Looming from the deep, its back a cluster of snake-like humps -- is it England's answer to the Loch Ness Monster?

The terrifying "beast," thought to be up to 50 feet long, was captured on camera by two pals out kayaking on Lake Windermere in northern England. Shocked Tom Pickles and Sarah Harrington told how the mystery creature swept through the still waters at ten miles per hour -- creating a giant wake.

They claimed they watched it for 20 seconds before it vanished into the mist, leaving them to scramble 360 yards to the safety of the bank.

Astonishingly, theirs is the eighth sighting reported in the Lake District in just five years.

Last night experts hailed the snap (see the picture at The Sun) as the best proof yet that "something" lives in Windermere, which -- at 10.5 miles long and 220 ft deep -- is England's biggest natural lake. And referring to Scotland's own legendary monster of the deep, one lake ecologist told The Sun, "if this thing is as big as they say it was, we're in Loch Ness Monster territory."

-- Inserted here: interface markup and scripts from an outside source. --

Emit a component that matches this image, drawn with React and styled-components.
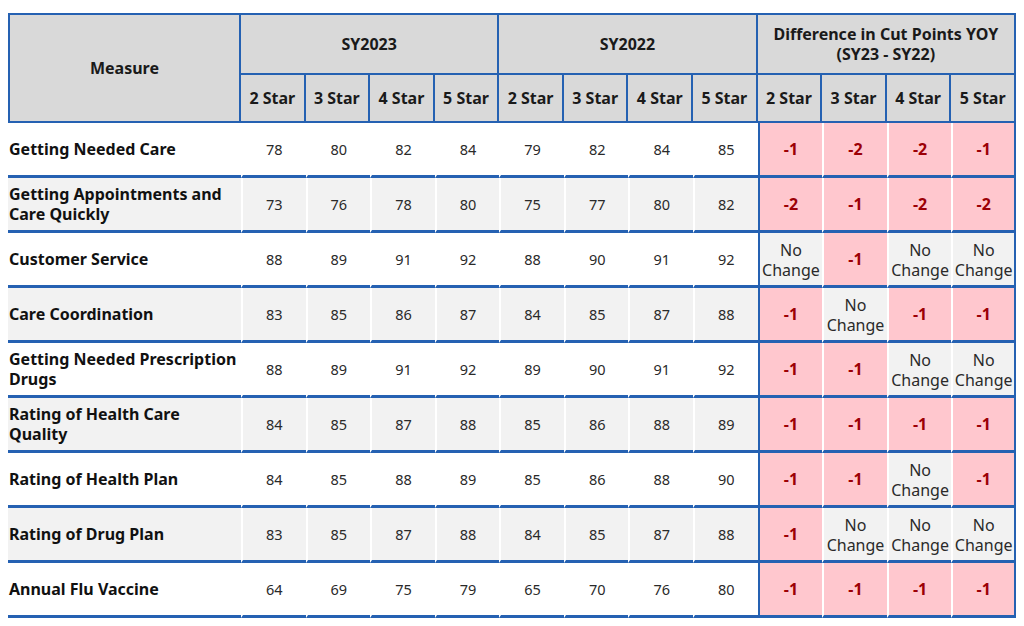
import React from 'react';
import styled, { createGlobalStyle } from 'styled-components';

const BLUE = '#2561b2';
const HEAD_BG = '#d9d9d9';
const ROW_ALT = '#f2f2f2';
const PINK = '#ffc7ce';
const DARK_RED = '#9c0006';

const GlobalStyle = createGlobalStyle`
  html, body {
    margin: 0;
    padding: 0;
    background: #ffffff;
  }
  body {
    font-family: "Noto Sans", "Open Sans", sans-serif;
    color: #1a1a1a;
  }
`;

const measures = [
  { name: 'Getting Needed Care', sy23: [78, 80, 82, 84], sy22: [79, 82, 84, 85], diff: [-1, -2, -2, -1] },
  { name: 'Getting Appointments and Care Quickly', sy23: [73, 76, 78, 80], sy22: [75, 77, 80, 82], diff: [-2, -1, -2, -2] },
  { name: 'Customer Service', sy23: [88, 89, 91, 92], sy22: [88, 90, 91, 92], diff: [0, -1, 0, 0] },
  { name: 'Care Coordination', sy23: [83, 85, 86, 87], sy22: [84, 85, 87, 88], diff: [-1, 0, -1, -1] },
  { name: 'Getting Needed Prescription Drugs', sy23: [88, 89, 91, 92], sy22: [89, 90, 91, 92], diff: [-1, -1, 0, 0] },
  { name: 'Rating of Health Care Quality', sy23: [84, 85, 87, 88], sy22: [85, 86, 88, 89], diff: [-1, -1, -1, -1] },
  { name: 'Rating of Health Plan', sy23: [84, 85, 88, 89], sy22: [85, 86, 88, 90], diff: [-1, -1, 0, -1] },
  { name: 'Rating of Drug Plan', sy23: [83, 85, 87, 88], sy22: [84, 85, 87, 88], diff: [-1, 0, 0, 0] },
  { name: 'Annual Flu Vaccine', sy23: [64, 69, 75, 79], sy22: [65, 70, 76, 80], diff: [-1, -1, -1, -1] },
];

const stars = ['2 Star', '3 Star', '4 Star', '5 Star'];

const Page = styled.div`
  padding: 13px 8px 0 8px;
`;

const Table = styled.table`
  width: 1008px;
  table-layout: fixed;
  border-collapse: separate;
  border-spacing: 0;
`;

const HeadCell = styled.th`
  background: ${HEAD_BG};
  font-weight: 700;
  font-size: 16px;
  line-height: 20px;
  text-align: center;
  vertical-align: middle;
  color: #1a1a1a;
  padding: 0;
  border-right: 2px solid ${BLUE};
  border-bottom: 2px solid ${BLUE};
  border-top: ${({ $top }) => ($top ? `2px solid ${BLUE}` : 'none')};
  border-left: ${({ $left }) => ($left ? `2px solid ${BLUE}` : 'none')};
  height: ${({ $h }) => $h || 'auto'};
`;

const Row = styled.tr`
  background: ${({ $alt }) => ($alt ? ROW_ALT : '#ffffff')};
  height: 55px;
`;

const NameCell = styled.td`
  font-weight: 700;
  font-size: 16px;
  line-height: 20px;
  padding: 0 4px 0 1px;
  border-bottom: 3px solid ${BLUE};
  vertical-align: middle;
  color: #111;
`;

const NumCell = styled.td`
  font-size: 14.5px;
  text-align: center;
  vertical-align: middle;
  padding: 0;
  color: #2a2a2a;
  border-left: 2px solid #ffffff;
  border-bottom: 3px solid ${BLUE};
`;

const DiffCell = styled.td`
  text-align: center;
  vertical-align: middle;
  padding: 0;
  background: ${({ $changed }) => ($changed ? PINK : ROW_ALT)};
  color: ${({ $changed }) => ($changed ? DARK_RED : '#2a2a2a')};
  font-weight: ${({ $changed }) => ($changed ? 700 : 400)};
  font-size: 16px;
  line-height: 20px;
  border-bottom: 3px solid ${BLUE};
  border-left: ${({ $first }) => ($first ? `2px solid ${BLUE}` : '2px solid #ffffff')};
  border-right: ${({ $last }) => ($last ? `2px solid ${BLUE}` : 'none')};
`;

const NoChange = styled.span`
  display: block;
  padding-top: 2px;
`;

export default function App() {
  return (
    <>
      <GlobalStyle />
      <Page>
        <Table>
          <colgroup>
            <col style={{ width: '233px' }} />
            {Array.from({ length: 12 }).map((_, i) => (
              <col key={i} />
            ))}
          </colgroup>
          <thead>
            <tr>
              <HeadCell rowSpan={2} $top $left>Measure</HeadCell>
              <HeadCell colSpan={4} $top $h="58px">SY2023</HeadCell>
              <HeadCell colSpan={4} $top>SY2022</HeadCell>
              <HeadCell colSpan={4} $top>
                Difference in Cut Points YOY
                <br />
                (SY23 - SY22)
              </HeadCell>
            </tr>
            <tr>
              {[0, 1, 2].map((g) =>
                stars.map((s) => (
                  <HeadCell key={`${g}-${s}`} $h="46px">{s}</HeadCell>
                ))
              )}
            </tr>
          </thead>
          <tbody>
            {measures.map((m, i) => (
              <Row key={m.name} $alt={i % 2 === 1}>
                <NameCell>{m.name}</NameCell>
                {[...m.sy23, ...m.sy22].map((v, j) => (
                  <NumCell key={j}>{v}</NumCell>
                ))}
                {m.diff.map((d, j) => (
                  <DiffCell key={`d${j}`} $changed={d !== 0} $first={j === 0} $last={j === 3}>
                    {d !== 0 ? d : <NoChange>No<br />Change</NoChange>}
                  </DiffCell>
                ))}
              </Row>
            ))}
          </tbody>
        </Table>
      </Page>
    </>
  );
}
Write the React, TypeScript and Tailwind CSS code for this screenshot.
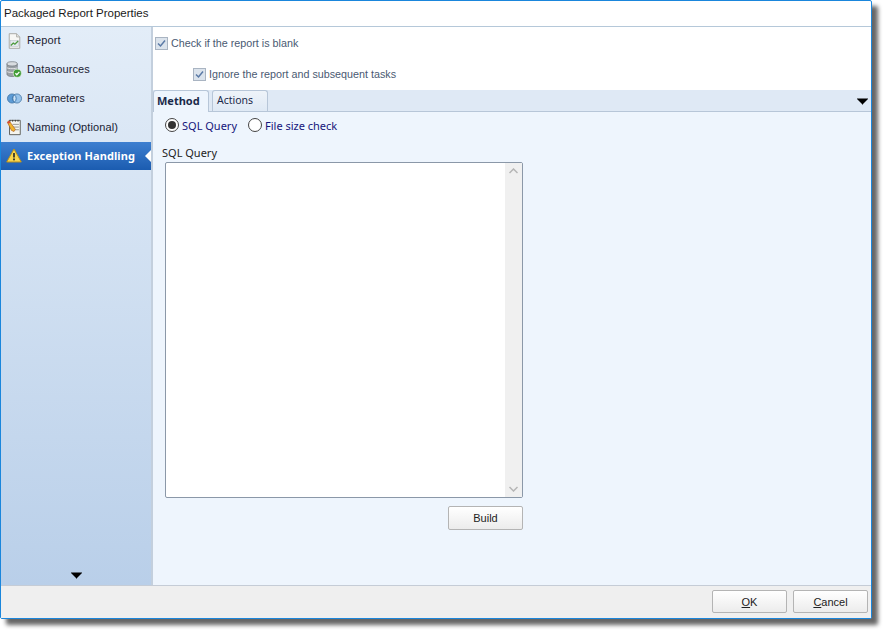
import { ReactNode } from "react";

const font = "font-['Noto_Sans','Liberation_Sans',sans-serif]";
const thin = "font-['Liberation_Sans',Arial,sans-serif]";

const ReportIcon = () => (
  <svg width="13" height="16" viewBox="0 0 16 19">
    <path d="M1.500 .5h9l4 4v14h-13z" fill="#f7f7f5" stroke="#a9a9a5" strokeWidth="1.200" />
    <path d="M10.500 .5v4h4" fill="#e4e4e0" stroke="#a9a9a5" />
    <rect x="3" y="9" width="10" height="7" fill="#e3e9ee" stroke="#b4bcc4" strokeWidth=".6" />
    <path d="M3.500 15l3-3 2 1.500 4-4" fill="none" stroke="#4c9a3c" strokeWidth="1.500" />
  </svg>
);

const DatabaseIcon = () => (
  <svg width="16" height="17" viewBox="0 0 17 18">
    <path d="M1 3v11c0 1.500 2.500 2.500 5.500 2.500S12 15.500 12 14V3z" fill="#9aa0a6" stroke="#6d7278" strokeWidth=".7" />
    <ellipse cx="6.500" cy="3" rx="5.500" ry="2.300" fill="#d8dce0" stroke="#6d7278" strokeWidth=".7" />
    <path d="M1 7c1 1.500 10 1.500 11 0M1 11c1 1.500 10 1.500 11 0" fill="none" stroke="#e6e8ea" />
    <circle cx="12" cy="13" r="4.300" fill="#3f9c35" stroke="#e9f3e6" strokeWidth=".7" />
    <path d="M10 13l1.500 1.600L14.200 11.500" fill="none" stroke="#fff" strokeWidth="1.300" />
  </svg>
);

const ParametersIcon = () => (
  <svg width="17" height="11" viewBox="0 0 17 12">
    <ellipse cx="5.800" cy="6" rx="5" ry="5" fill="#5c9bd6" stroke="#3d6f9f" strokeWidth=".8" />
    <ellipse cx="11.200" cy="6" rx="5" ry="5" fill="#7db4e6" fillOpacity=".75" stroke="#3d6f9f" strokeWidth=".8" />
    <path d="M8.500 2.300a5 5 0 0 1 0 7.400a5 5 0 0 1 0-7.400z" fill="#cfe4f7" stroke="#3d6f9f" strokeWidth=".6" />
  </svg>
);

const NamingIcon = () => (
  <svg width="16" height="17" viewBox="0 0 17 19">
    <path d="M3.500 1.500h12v16h-12z" fill="#f5f5ef" stroke="#55554f" />
    <path d="M4 1v2M7 1v2M10 1v2M13 1v2" stroke="#33332f" />
    <path d="M7 6h7M7 9h7M8 12h6" stroke="#8f8f88" />
    <path d="M1 3.500l2-1.500 7 9.500-1.500 2.500-2.800-1.200z" fill="#f0b52c" stroke="#a8561e" strokeWidth=".7" />
    <path d="M1 3.500l2-1.500 1.400 1.900-2 1.500z" fill="#d9473c" />
  </svg>
);

const WarningIcon = () => (
  <svg width="16" height="15" viewBox="0 0 16 15">
    <path d="M8 1L15.300 14H.7z" fill="#f8d64e" stroke="#b98f1b" strokeLinejoin="round" />
    <path d="M8 5v4.500" stroke="#2b2b2b" strokeWidth="1.700" />
    <rect x="7.100" y="10.500" width="1.800" height="1.800" fill="#2b2b2b" />
  </svg>
);

const Caret = () => (
  <svg width="11" height="7" viewBox="0 0 11 7">
    <path d="M0 .5h11v1H10v1H9v1H8v1H7v1H6v1H5v-1H4v-1H3v-1H2v-1H1v-1H0z" fill="#000" />
  </svg>
);

const NavItem = ({ icon, label, active }: { icon: ReactNode; label: string; active?: boolean }) => (
  <div
    className={`relative flex items-center ${
      active
        ? "h-[28px] bg-gradient-to-b from-[#3d7fd0] to-[#1b5cb0] pb-[1px] font-bold text-white"
        : `h-[29px] text-[#1a2233] ${thin}`
    }`}
  >
    <div className="flex w-[26px] shrink-0 items-center justify-center">{icon}</div>
    <span className="text-[11px] leading-none tracking-[0.1px]">{label}</span>
    {active && (
      <div className="absolute right-0 top-[8px] h-0 w-0 border-y-[6px] border-r-[6px] border-y-transparent border-r-white" />
    )}
  </div>
);

const Check = ({ label }: { label: string }) => (
  <div className="flex items-center gap-[3px]">
    <div className="flex h-[13px] w-[13px] items-center justify-center border border-[#a9b4c2] bg-[#dbe3ec]">
      <svg width="9" height="9" viewBox="0 0 9 9">
        <path d="M1 4.500l2.500 2.500L8 1.500" fill="none" stroke="#5b7aa6" strokeWidth="1.500" />
      </svg>
    </div>
    <span className={`text-[10.750px] leading-none text-[#4a5a72] ${thin}`}>{label}</span>
  </div>
);

const Radio = ({ label, checked }: { label: string; checked?: boolean }) => (
  <div className="flex items-center gap-[3px]">
    <div className="flex h-[14px] w-[14px] items-center justify-center rounded-full border border-[#444] bg-white">
      {checked && <div className="h-[8px] w-[8px] rounded-full bg-[#333]" />}
    </div>
    <span className="text-[11px] leading-none text-[#14147a]">{label}</span>
  </div>
);

const GreyButton = ({ className, children }: { className: string; children: ReactNode }) => (
  <button
    className={`flex items-center justify-center rounded-[2px] border border-[#b4b4b4] bg-gradient-to-b from-white to-[#ececec] text-[11px] text-[#222] ${thin} ${className}`}
  >
    {children}
  </button>
);

const App = () => {
  return (
    <div className={`h-[634px] w-[887px] overflow-hidden bg-white ${font}`}>
      <div className="flex h-[619px] w-[872px] flex-col rounded-[2px] border border-[#1a86dc] bg-white shadow-[6px_6px_4px_rgba(0,0,0,0.6)]">
        <div className={`flex h-[26px] shrink-0 items-center border-b border-[#b5c8d9] pl-[3px] text-[11.500px] text-[#1a1a1a] ${thin}`}>
          Packaged Report Properties
        </div>

        <div className="flex min-h-0 flex-1">
          {/* left nav */}
          <div className="flex w-[152px] shrink-0 flex-col border-r-2 border-[#c3cfdd] bg-gradient-to-b from-[#e3edf8] to-[#b9cfe9]">
            <div className="-mt-[1px] flex flex-col">
              <NavItem icon={<ReportIcon />} label="Report" />
              <NavItem icon={<DatabaseIcon />} label="Datasources" />
              <NavItem icon={<ParametersIcon />} label="Parameters" />
              <NavItem icon={<NamingIcon />} label="Naming (Optional)" />
              <NavItem icon={<WarningIcon />} label="Exception Handling" active />
            </div>
            <div className="mt-auto flex justify-center pb-[6px]">
              <Caret />
            </div>
          </div>

          {/* main panel */}
          <div className="flex min-w-0 flex-1 flex-col">
            <div className="h-[63px] shrink-0 bg-white">
              <div className="pl-[2px] pt-[10px]">
                <Check label="Check if the report is blank" />
              </div>
              <div className="pl-[40px] pt-[18px]">
                <Check label="Ignore the report and subsequent tasks" />
              </div>
            </div>

            {/* tab strip */}
            <div className="flex h-[22px] shrink-0 items-end border-b border-[#b7c6d8] bg-[#dfe9f5]">
              <div className="relative top-[1px] flex h-[22px] w-[56px] items-center rounded-t-[3px] border border-b-0 border-[#b7c6d8] bg-[#eef5fd] pl-[3px] text-[11px] font-bold text-[#1b2a4a]">
                Method
              </div>
              <div className="ml-[3px] flex h-[21px] w-[56px] items-center rounded-t-[3px] border border-b-0 border-[#b7c6d8] bg-gradient-to-b from-[#eef3f9] to-[#dfe9f5] pl-[4px] text-[10.500px] text-[#1b2a4a]">
                Actions
              </div>
              <div className="ml-auto self-center pr-[3px] pt-[1px]">
                <Caret />
              </div>
            </div>

            <div className="flex-1 bg-[#eef5fd] pl-[12px]">
              <div className="flex gap-[11px] pt-[6px]">
                <Radio label="SQL Query" checked />
                <Radio label="File size check" />
              </div>
              <div className="ml-[-3px] pt-[14px] text-[11px] leading-[14px] text-[#222]">SQL Query</div>
              <div className="mt-[2px] flex h-[336px] w-[358px] justify-end rounded-[2px] border border-[#8b98a8] bg-white">
                <div className="flex w-[17px] flex-col items-center justify-between bg-[#f0f0f0] py-[5px]">
                  <svg width="9" height="6" viewBox="0 0 9 6">
                    <path d="M.5 5L4.500 1l4 4" fill="none" stroke="#b5b5b5" strokeWidth="1.500" />
                  </svg>
                  <svg width="9" height="6" viewBox="0 0 9 6">
                    <path d="M.5 1l4 4 4-4" fill="none" stroke="#b5b5b5" strokeWidth="1.500" />
                  </svg>
                </div>
              </div>
              <div className="flex w-[358px] justify-end pt-[8px]">
                <GreyButton className="h-[24px] w-[75px]">Build</GreyButton>
              </div>
            </div>
          </div>
        </div>

        {/* footer */}
        <div className="flex h-[33px] shrink-0 items-center justify-end gap-[6px] border-t border-[#c5ccd6] bg-[#efefef] pb-[2px] pr-[3px]">
          <GreyButton className="h-[23px] w-[75px] pt-[2px]">
            <span className="underline">O</span>K
          </GreyButton>
          <GreyButton className="h-[23px] w-[75px] pt-[2px]">
            <span className="underline">C</span>ancel
          </GreyButton>
        </div>
      </div>
    </div>
  );
};

export default App;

Pickles, 24, snapped the creature on his mobile phone while on a team-building exercise with 23-year-old colleague Harrington in Cumbria, a region of northern England

They were near the Lake's Belle Isle when they saw the "monster" 160 ft to the south.

"At first I thought it was a dog, then I saw it was much bigger and moving really fast," Pickles said. "Each hump was moving in a rippling motion. I could tell it was far bigger underwater from the huge shadow around it. Its skin was dark black or browny and like a seal's -- but its shape was not like any animal I've ever seen.

"It looked about the length of three cars. It was petrifying."

"It was like an enormous snake," Harrington said. "It freaked us out. All I could think about was that I had to get off the lake."